The REG_PWM_DUTY register expects values between 0 and 128 for duty cycles between 0 and 100%. The RAM_REG constant is the base address that must be added to all register address definitions to form the true memory address. Even at 50% backlight intensity, the display is perfectly readable indoors. Figure 4A and Figure 4B show the front and back of the Eve3x-50G display.

Although I covered the topic of BT815 graphics programming in depth in my earlier Circuit Cellar articles, there is one graphics feature that was a prerequisite for this project: fast real-time plotting of the data to an X-Y graph. The BT815 controllers use a display list architecture to render graphics to the screen. Using this method, and a collection of high-level graphics “widgets,” it’s possible to render sophisticated GUI screens. The BT815 also contains high-level hardware handling of touch events, which greatly simplifies the handling of touch events by the host MCU’s code.

The BT815 contains the equivalent of a “draw-line” command (VERTEX) which can be used to draw a graph box and place axes markers, etc. The same command could also be used to plot the data points on the graph—assuming that all of the data points were available in advance.

In a potentiostat, however, the cell voltage is ramped up/down over time, and the current is constantly monitored. The cell voltage is plotted on the X-axis and the cell current is on the Y-axis. For measurements involving fast ramps, one could just wait until the complete ramp up/down was finished and perform one plot of the complete dataset. However, collection runs with very slow ramps are also common, and the operator will want to see the partial data as it is being collected. That way, if there is something wrong in the electrochemical cell configuration, they won’t wait until the end of a possibly long cycle to see the problem.

In a conventional LED display controller, there would be a large block of RAM called the display buffer which contains all of the pixel data to be displayed. The display controller would constantly read sequentially through this buffer and transfer that data stream to the LED panel’s pixel elements. To plot a graph in real time, all one needs to do is to write to a specific location in that RAM array, to turn a specific display pixel on/off. For a plot that is evolving in real-time, at any time you are only changing the specific RAM locations corresponding to the last data point received—the rest of the RAM array remains unchanged. Other parts of that array which would remain static would include the graph box, axes and labels.
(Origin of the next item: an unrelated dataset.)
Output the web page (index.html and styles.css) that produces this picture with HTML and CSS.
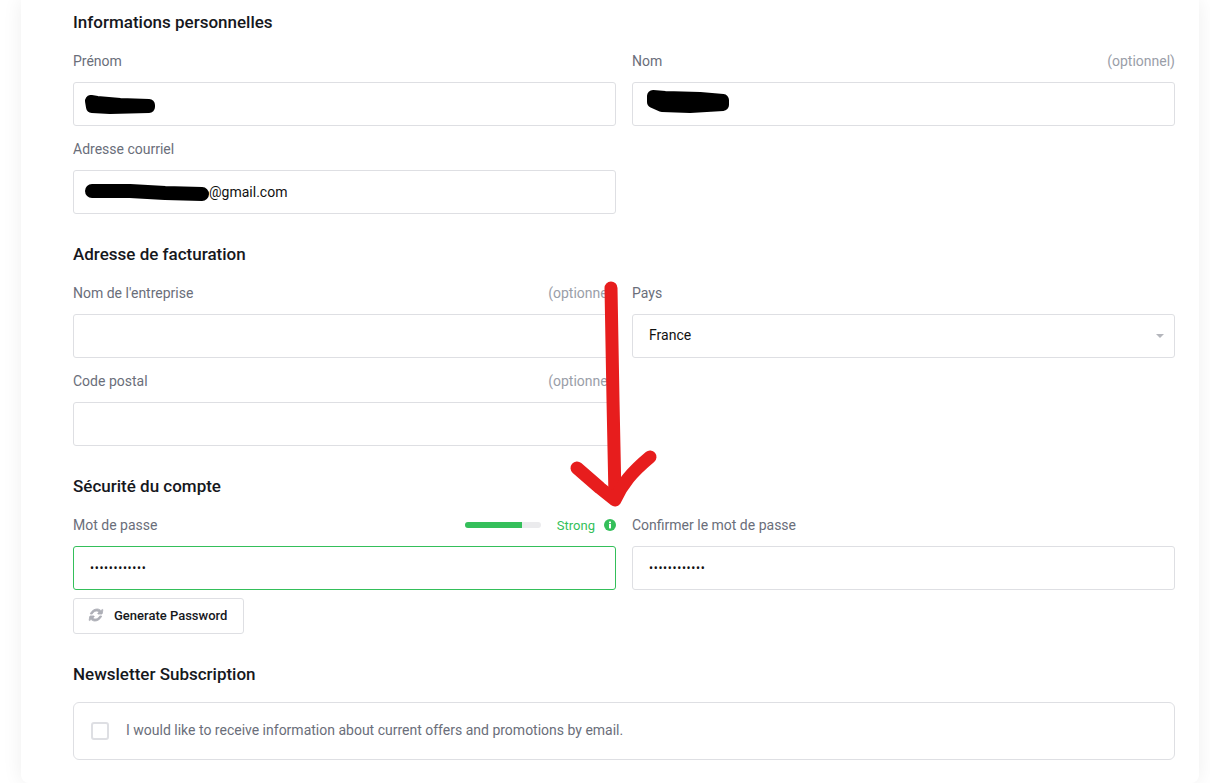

The BT815’s display list method is very different from the above. Standard high-level graphics widgets and primitives are used to render the screen, including the plotting of graphical data. Plots which evolve over time would normally require you to send a new display list to completely redraw the whole display screen, every time a new data point arrives. That is, clearing the screen, drawing a new graph box, inserting the axes and labels, and plotting the available data, point-by-point. The BT815 controller, coupled with a 16MHz SPI clock rate, is fast, but not nearly fast enough to perform all this at the fastest 50sps rate that I wanted to achieve in my design.

After several attempts at coding a routine to perform this real-time plotting, using the standard functions described in the BT815’s programming manual, I wasn’t able to achieve anywhere near the screen refresh rate that I wanted. Finally, I came up with a scheme that worked beautifully at the fastest data acquisition rates expected in the project.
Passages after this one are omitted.